For repeatable pipelines, collect your parameters into a YAML config file. Commands can be invoked with just a config file, just CLI options, or both. When both are provided, CLI options override config file values.

Config file structure

The config file has an optional working_dir at the top level and parameters nested under command-specific keys. When set, working_dir is resolved relative to the YAML file and the command chdirs into it before running; when omitted, the shell's current directory is used. Path options (from, to, input, output) accept any relative or absolute path.

# crowd.yaml
working_dir: "./scratch/crowd"

search:
  terms:
    - crowd
    - street crowd
    - urban crowd
  suffixes:
    - photography
    - candid
  engines:
    - flickr
    - brave

fetch:
  to: images/search1
  min_size: 1024

extract_frames:
  from: videos
  to: images/frames
  keyframes: 3

extract_faces:
  from: images/*
  to: faces
  skip_partial: true
  engine: dlib

cluster:
  from: faces
  to: cluster
  min_cluster_size: 20
  min_samples: 5
  top: 10
  clean: true

select:
  from:
    - cluster/000
    - cluster/001
    - cluster/003
  to: curated

analyze:
  from: curated
  metrics:
    - phash
    - blur

detect:
  from: curated
  classes:
    - microphone
    - chair
  threshold: 0.2

review:
  from: curated

dedup:
  from: curated
  threshold: 8

augment:
  from: curated
  to: final/1024
  flip_x: true

rename:
  from: final/1024
  prefix: crowd_
  digits: 4

format:
  from: final/1024
  to: final/formatted
  format: jpg
  channels: rgb
  strip_metadata: true
  quality: 95

frame:
  from: final/formatted
  to: final/512
  width: 512
  height: 512

validate:
  from: final/512
  square: true

Running with a config file

Pass the config file as the first argument to any command:

dtst search crowd.yaml
dtst fetch crowd.yaml
dtst extract-frames crowd.yaml
dtst extract-faces crowd.yaml
dtst cluster crowd.yaml
dtst select crowd.yaml
dtst analyze crowd.yaml
dtst detect crowd.yaml
dtst review crowd.yaml
dtst dedup crowd.yaml
dtst augment crowd.yaml
dtst rename crowd.yaml
dtst format crowd.yaml
dtst frame crowd.yaml
dtst validate crowd.yaml

CLI overrides

CLI options override the corresponding config values.
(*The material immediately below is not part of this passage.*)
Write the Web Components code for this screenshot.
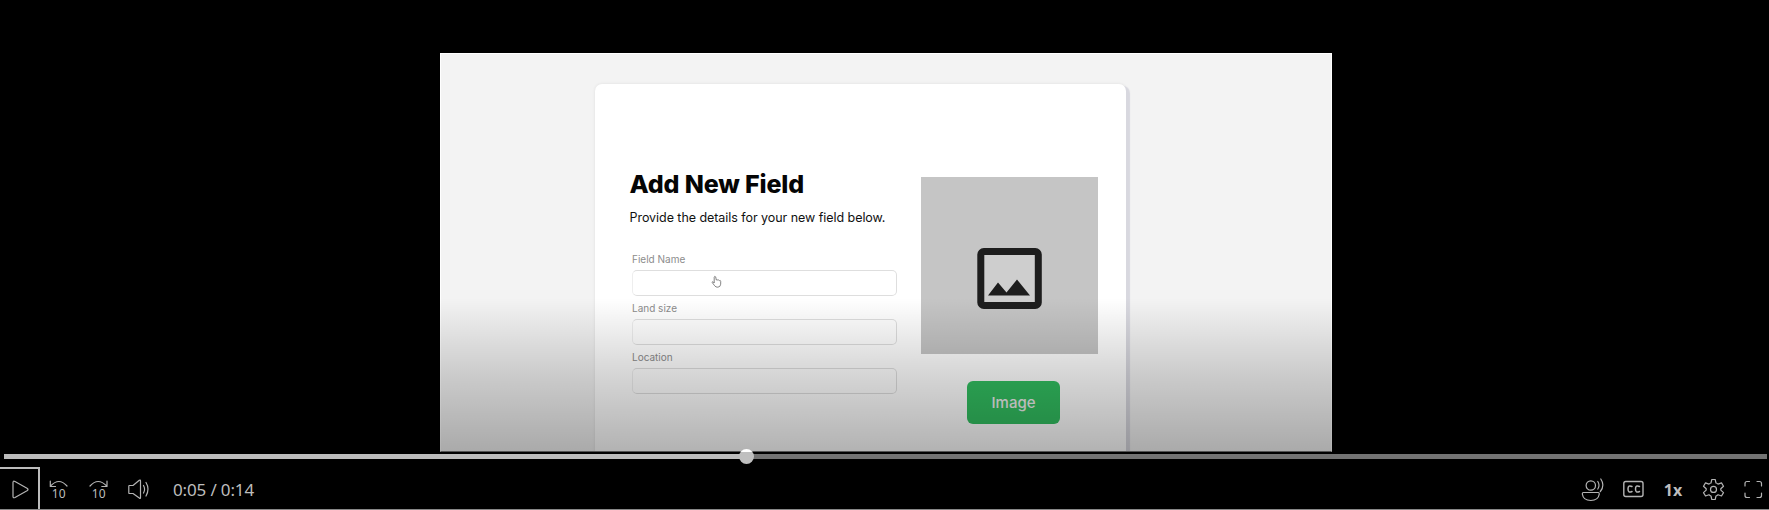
<!DOCTYPE html>
<html lang="en"><head><meta charset="utf-8"><title>Video player</title>
<style>html,body{margin:0;background:#000;height:510px;overflow:hidden}</style></head><body>
<video-player></video-player>
<script>
const define=(name,html)=>customElements.define(name,class extends HTMLElement{
  constructor(){super();const t=document.createElement('template');t.innerHTML=html;this.attachShadow({mode:'open'}).append(t.content.cloneNode(true));}
});
define('form-field',`<style>
:host{display:block;height:49px;font:10px/14px Inter,sans-serif;color:#8c8c8c}
label{display:block;height:18px}
.box{box-sizing:border-box;width:265px;height:26px;border:1px solid #dedede;border-left-color:#eee;border-radius:5px;background:#fff}
</style><label><slot></slot></label><div class="box"></div>`);
define('image-picker',`<style>
:host{display:flex;flex-direction:column;align-items:center;width:177px}
.pic{width:177px;height:177px;background:#c5c5c5;display:block}
.pic svg{display:block}
.btn{width:93px;height:43px;margin:27px 0 0 8px;border-radius:6px;background:#32be60;color:#eee;font:500 15px/43px Inter,sans-serif;text-align:center}
</style><div class="pic"><svg width="177" height="177"><rect x="59.800" y="74.500" width="57.500" height="54" rx="3" fill="#cecece" stroke="#1d1d1d" stroke-width="7"/><path d="M67 118.5 77 105.500 85.500 115.500 96 102.500 109 118.500Z" fill="#1d1d1d"/></svg></div><div class="btn">Image</div>`);
define('field-card',`<style>
:host{display:flex;box-sizing:border-box;width:531px;height:369px;padding:93px 28px 0 34px;background:#fff;border-radius:7px 7px 0 0;box-shadow:4px 2px 1px #d8d8df,0 0 3px #ddd;font-family:Inter,sans-serif}
.form{width:292px;flex:none}
h1{margin:-9px 0 0 0;padding-left:.5px;font:800 25px/32px Inter,sans-serif;color:#050505;letter-spacing:-.15px;white-space:nowrap}
p{margin:9px 0 25px;padding-left:.5px;font:12.500px/18px Inter,sans-serif;letter-spacing:-.05px;color:#111;white-space:nowrap}
form-field{margin-left:3px}
</style><div class="form"><h1>Add New Field</h1><p>Provide the details for your new field below.</p>
<form-field>Field Name</form-field><form-field>Land size</form-field><form-field>Location</form-field></div><image-picker></image-picker>`);
define('video-frame',`<style>
:host{display:block;position:relative;box-sizing:border-box;width:892px;height:399px;margin:53px 0 0 440px;padding:31px 0 0 155px;background:#f3f3f3;overflow:hidden}
.edge{position:absolute;inset:0;border:1px solid #fff;border-bottom-color:#777}
.shade{position:absolute;left:0;right:0;bottom:0;height:154px;background:linear-gradient(rgba(0,0,0,0),rgba(0,0,0,.165) 50%,rgba(0,0,0,.3))}
.hand{position:absolute;left:271px;top:222px}
</style><field-card></field-card><div class="edge"></div>
<svg class="hand" width="12" height="14" viewBox="0 0 12 14" fill="#fff" stroke="#777" stroke-width=".9" stroke-linejoin="round"><path d="M3.200 8V2.200Q3.400.7 4.700 1.900L5.300 5Q6 4.200 6.900 5.200 7.700 4.500 8.400 5.600 9.500 5 9.700 6.300V9.200Q9.400 12 6.900 12.200 4.700 12.300 3.700 10.800L1.200 7.500Q1.200 6.300 2.200 6.900Z"/></svg>
<div class="shade"></div>`);
define('seek-bar',`<style>
:host{display:flex;position:relative;margin:2px 2px 0 4px;height:5px;background:#737373}
.done{width:742px;background:#bcbcbc}
.thumb{position:absolute;left:734.500px;top:-5px;width:15px;height:15px;border-radius:50%;background:linear-gradient(#fff 2.500px,#bfbfbf 3px)}
</style><div class="done"></div><div class="thumb"></div>`);
define('control-bar',`<style>
:host{display:flex;box-sizing:border-box;margin-top:7px;height:44px;border-bottom:1px solid #888;color:#bdbdbd;font-family:"Noto Sans",sans-serif}
svg{display:block;flex:none;fill:none;stroke:#b4b4b4;stroke-width:1.2;stroke-linecap:round;stroke-linejoin:round}
.play{box-sizing:border-box;width:40px;height:42px;margin-top:1px;border-top:2px solid #bdbdbd;border-right:2px solid #bdbdbd}
.play svg{margin-top:-1px}
.i{width:40px;height:43px}
.time{font:17px/48px "Noto Sans",sans-serif;margin-left:13px;white-space:nowrap;letter-spacing:-.15px}
.gap{flex:1}
.rate{width:40px;text-align:center;font:700 16px/49px "Noto Sans",sans-serif}
text{font-family:"Noto Sans",sans-serif;font-size:12px;fill:#bdbdbd;stroke:none}
</style>
<div class="play"><svg width="38" height="41"><path d="M13 14.500Q13 12.500 15 13.500L27 20.200Q29 21.500 27 22.800L15 29.500Q13 30.300 13 28.500Z"/></svg></div>
<svg class="i"><path d="M10.300 15V20.500H15.500M10.500 20Q19 11 27 20"/><text x="11.800" y="32">10</text></svg>
<svg class="i"><path d="M27 15V20.500H21.800M26.700 20Q18 11 10 20"/><text x="11.800" y="32">10</text></svg>
<svg class="i"><path transform="translate(0 1)" d="M9 18.500H13L19.300 13.300Q20.500 12.500 20.500 14V30.500Q20.500 32 19.300 31L13 26.500H9Q8.800 26.500 8.800 25.500V19.500Q8.800 18.500 9 18.500M23.500 18.500Q25.700 22.300 23.500 26M26 15.500Q30 22 26 29"/></svg>
<div class="time">0:05 / 0:14</div><div class="gap"></div>
<svg class="i"><g transform="translate(-.7 1)"><circle cx="18.500" cy="18.500" r="4.700"/><path d="M11 25.500H26Q27 25.500 27 27 26 33.500 18.500 33.500 11 33.500 10 27 10 25.500 11 25.500M25.500 14.500Q28 18.500 25.500 22M28.500 12Q33 18.500 28 24.500"/></g></svg>
<svg class="i"><rect x="10.800" y="15.500" width="19.200" height="15" rx="2" stroke-width="1.400"/><path stroke-width="1.500" d="M19 20.500Q15 18.500 15 23 15 27.500 19 25.500M26.500 20.500Q22.500 18.500 22.500 23 22.500 27.500 26.500 25.500"/></svg>
<div class="rate">1x</div>
<svg class="i"><g transform="translate(-.5 1)"><path d="M19.300 12.500H22.700L23.500 16Q24.600 16.300 25.500 17.100L29 15.900 31 19.200 28.300 21.700V23.100L31 25.600 29 29 25.500 27.800Q24.600 28.600 23.500 29L22.700 32.500H19.300L18.500 29Q17.400 28.600 16.500 27.800L13 29 11 25.600 13.700 23.100V21.700L11 19.200 13 15.900 16.500 17.100Q17.400 16.300 18.500 16Z"/><circle cx="21" cy="22.400" r="3"/></g></svg>
<svg style="width:36px;height:43px"><path transform="translate(0 1)" d="M12 19V16.500Q12 14.500 14 14.500H16.500M24 14.500H26.500Q28.500 14.500 28.500 16.500V19M28.500 26V28.500Q28.500 30.500 26.500 30.500H24M16.500 30.500H14Q12 30.500 12 28.500V26"/></svg>`);
define('video-player',`<style>:host{display:flow-root;width:1769px;height:510px;background:#000}</style><video-frame></video-frame><seek-bar></seek-bar><control-bar></control-bar>`);
</script></body></html>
This is useful for one-off adjustments:

# Use dlib instead of the config's mediapipe
dtst extract-faces crowd.yaml --engine dlib

# Stricter dedup threshold than the config
dtst dedup crowd.yaml --threshold 4

# Preview any command without executing
dtst select crowd.yaml --dry-run

Command-specific keys use underscores (e.g. extract_faces, extract_frames, flip_x), matching Python parameter names. The CLI uses hyphens (e.g. extract-faces, --flip-x). See the CLI reference for the complete list of options per command.